Выходит, покидая кочевье, «брацкие люди» не только спокойны за семьи, оставшиеся наедине с казаками, но просят, как о «пожаловании», чтобы те остались. Доверяют, значит. А казаки, что еще интереснее, на указание приказчика остаться «сверх службы» реагируют без раздражения, а «с великой охотой», хотя дома, понятно, и семьи заждались, и дел полно, да и в баню охота. На таком фоне уже не удивляет коллективное письмо служилых из Селенгинска насчет семьи некоего «человека брацкого Бадмейки пастуха», который на пожаре «двух Степановых десятниковых деток с огня снес и бабу его с вотчимом да сам до смерти угорел», в связи с чем просят казаки «тово Бадмейки брацкого жону из детями скоко есть поставить на казачий корм». Нет-с, не удивляет.
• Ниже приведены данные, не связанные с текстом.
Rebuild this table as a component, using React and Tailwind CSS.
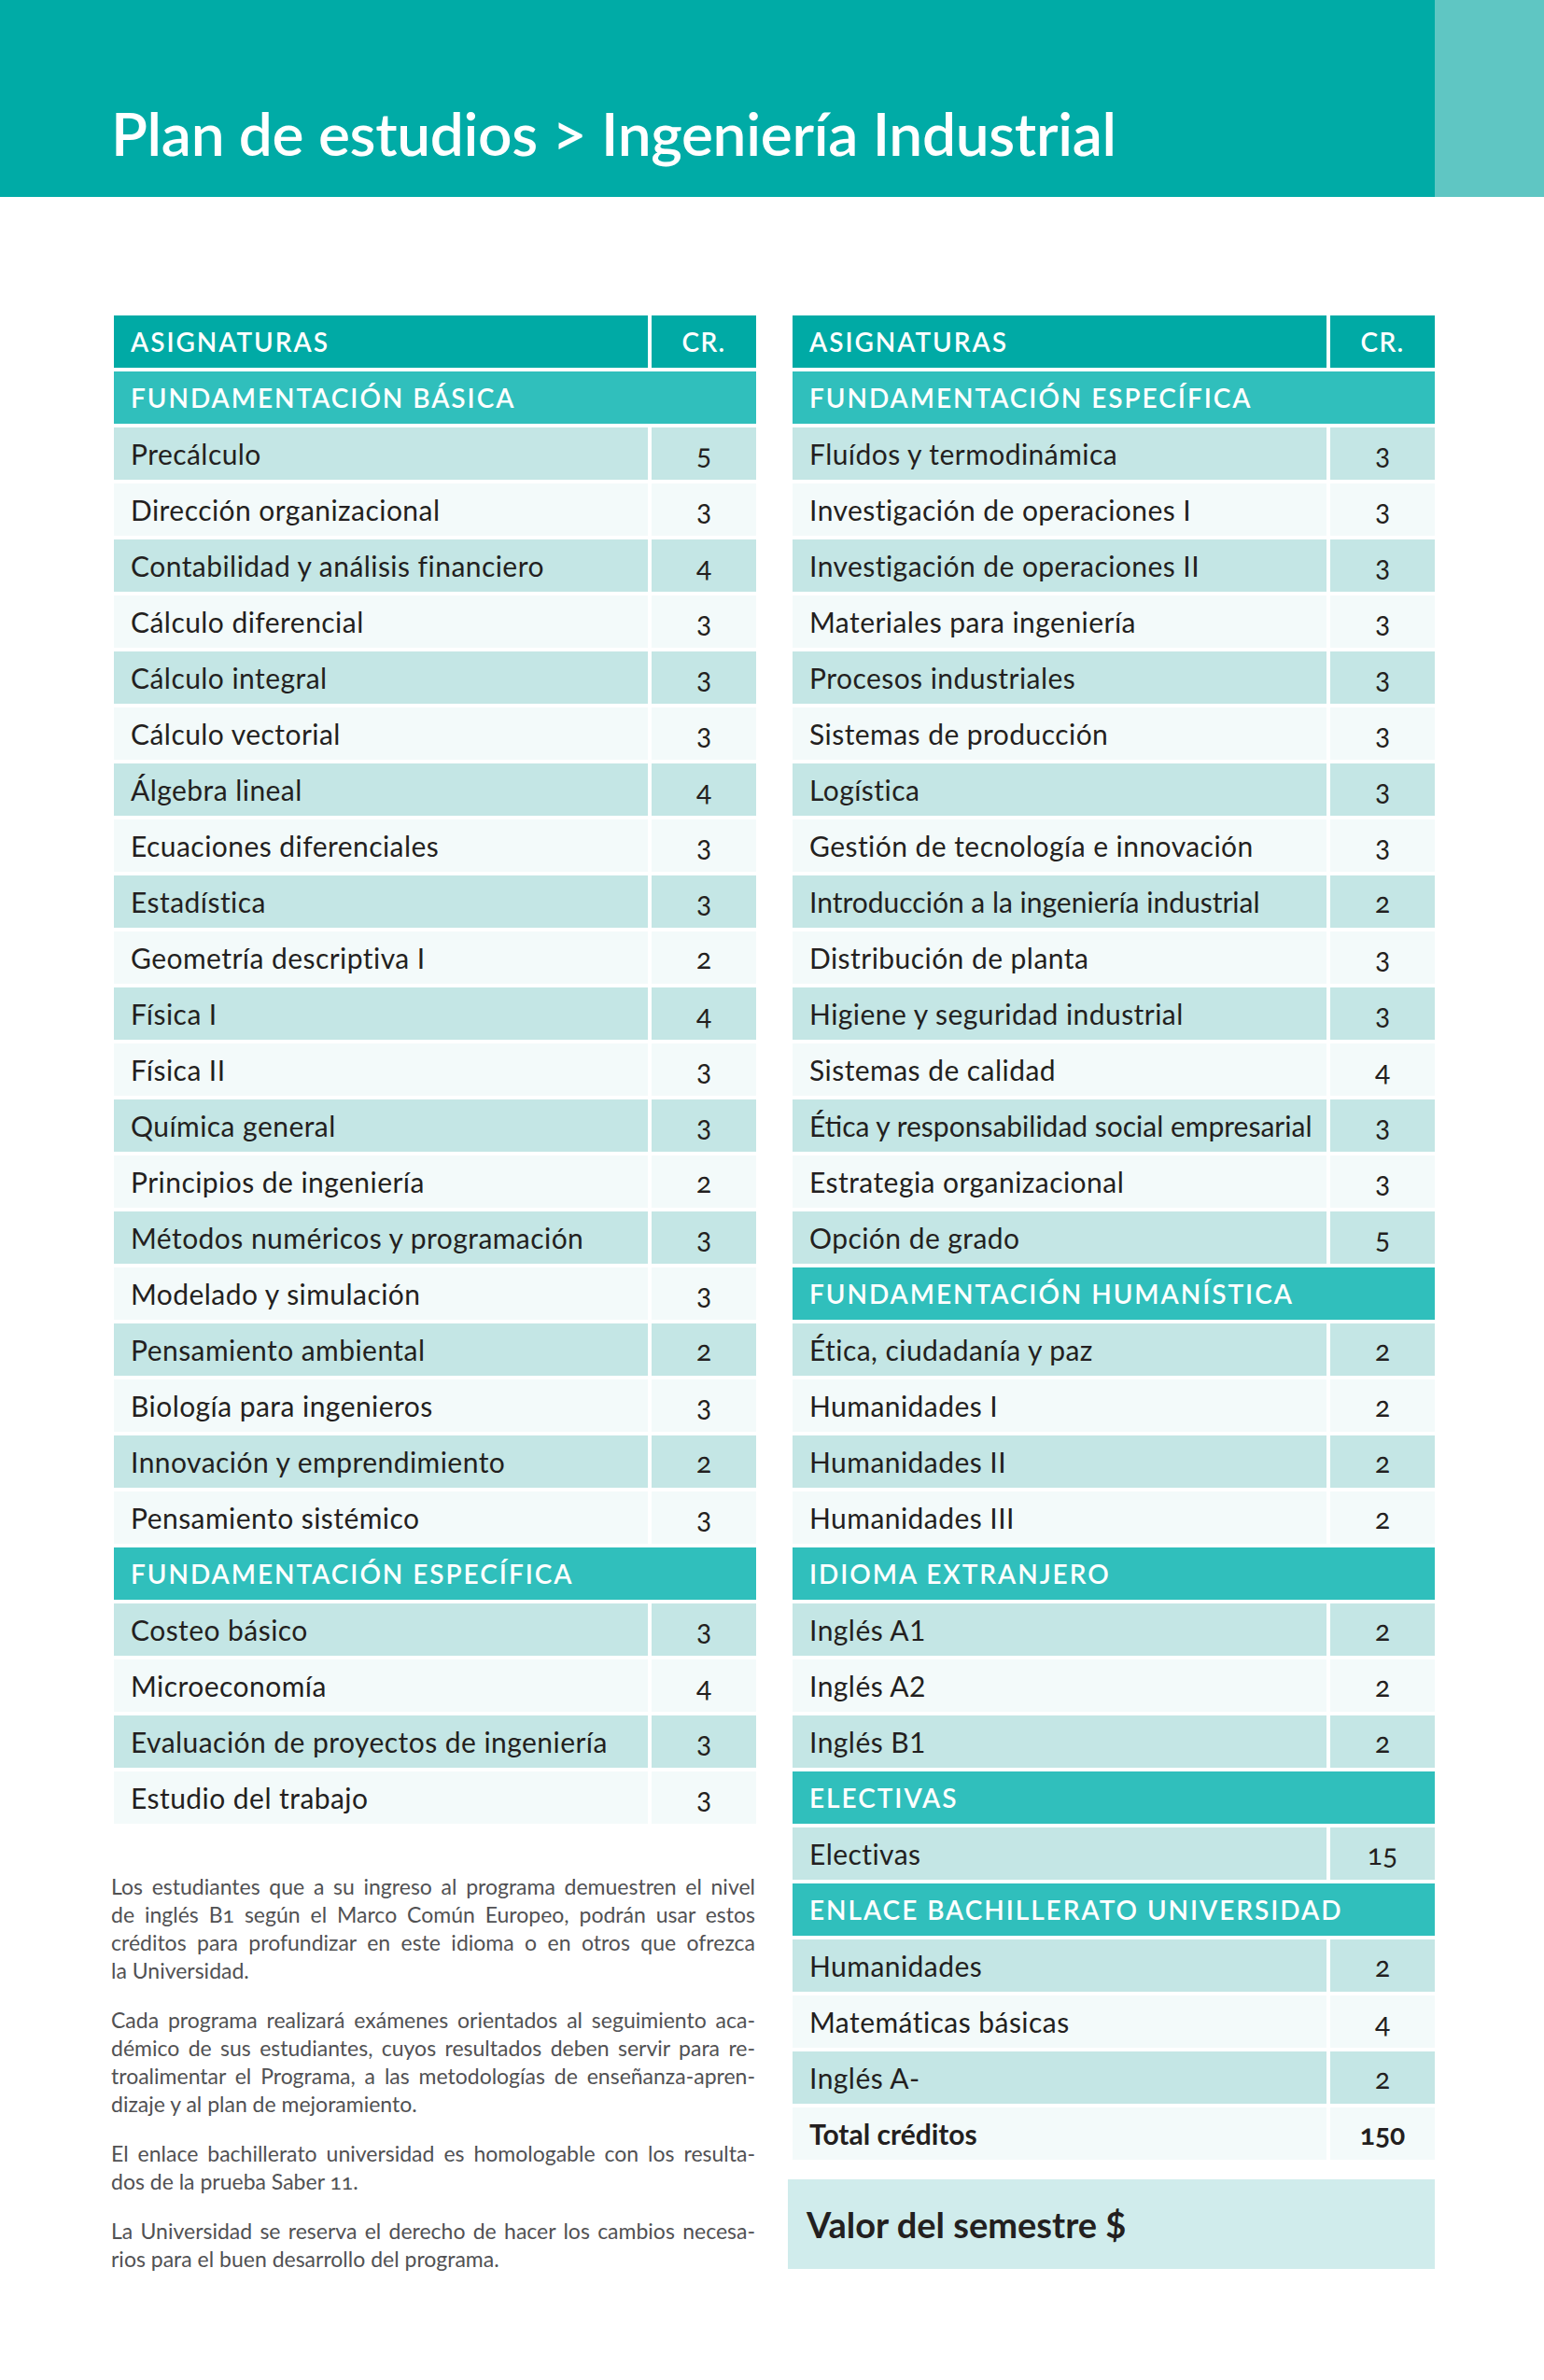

Напротив.
Хотя, конечно, бывало всякое.
Есть в документах и о самодурстве, и о лихоимстве, и всякого рода иных «родимых пятнах».
И тем не менее. Когда в 1696–1698 годах по забайкальским острогам прокатилась волна мятежей – не старого, «конкистадорского» типа, а вполне нормальных, на чисто классовой основе городских восстаний, – толпы бунтующих «собраяся на круг многолюдством з брацкими мужиками совместно». А в Братске, где власть на какое-то время взяли низы, в съезжую избу (местный муниципалитет) и вовсе «кругом обраны для управы дел Артамошка Лузин гончаров сын, и Додожко ясачный брацкий человек, и Жамбыл брацкий пастух тож, и Кузьма Оглобля, Василий пономарь, и иные прочие служилые, и посацкие, тако же иноземцы брацкие за правду их и к всякого чина люду удовольствие»
Пожалуй, на этом и все. Тема исчерпана, добавить нечего. Да и нужно ли, право, не знаю.
Глава XIX. Амурские волны (1)
А теперь – после Бурятии это совершенно логично – давайте рванем на самый-самый восточный Восток, в места, ныне понемногу оспариваемые Китаем. Самое время прояснить вопрос, отняла что-то у Китая Россия или нет, а если да или нет, то почему. Тем паче есть стойкое ощущение, что российские китаисты, пусть и не поголовно, но в немалом числе сами в этой проблеме путаются, а то и подыгрывают непонятно кому.
На высоких берегах Амура
Путь русских первопроходцев на Дальний Восток лежал через Сибирь. Тихо-тихо, мало-помалу, задерживаясь на годы, через Томск (основан в 1604), Енисейск (в 1619-м), Красный Яр (в 1628-м), Якутск (в 1632-м) «вольные люди» в 1639 году добрели до Тихого океана – и развернулись на юг, к Амуру и многих интересовавшему, загадочному и уже недалекому Китаю. Каковой, отметим, как раз тогда пребывал в одной из глубочайших задниц своей истории. Системный кризис ударил по всем сферам жизни, подрубив под корень могущество династии Мин, некогда изгнавшей монголов. Крестьянские восстания переросли в полный беспредел, «народные герои» опустошали страну, воюя с правительством и между собой, а местные генералы не нашли ничего лучшего, как впустить в дом (как они думали, «на время») северных варваров – маньчжуров. Которые, на беду впустившим, как раз в тот момент переживали пассионарный взрыв: вождь Нурхаци, уподобившись Чингисхану, память которого он чтил и в очень отдаленном родстве с которым состоял, объединил восемь чжурчженьских племен и создал царство Чоусянь, а его сын Абахай замахнулся и на Китай, как уже говорилось, не без помощи не слишком дальновидных вельмож Поднебесной. Правда, все получилось далеко не сразу. В отличие от Чингисхана, потомки Нурхаци придавали серьезное значение национальному вопросу, настоящими людьми, по их мнению, являлись только маньчжуры, а китайцы считались еле-еле быдлом, поэтому ненависть людей хань к варварам была лютой, а сопротивление яростным, на что маньчжуры отвечали террором и поголовным истреблением населения целых уездов. Варваров было тысяч триста, китайцев – почти в тысячу раз больше, но надлом есть надлом: маньчжуры побеждали. В 1644 году пал Пекин, где было объявлено о воцарении династии Цин, в 1662-м завершилось покорение южного Китая и уничтожение последних «национальных» претендентов, а еще позже, в 1683-м, завоеватели, уже ставшие единственной и, следовательно, законной властью, покорили последний оплот Резистанса – пиратско-патриотический Тайвань.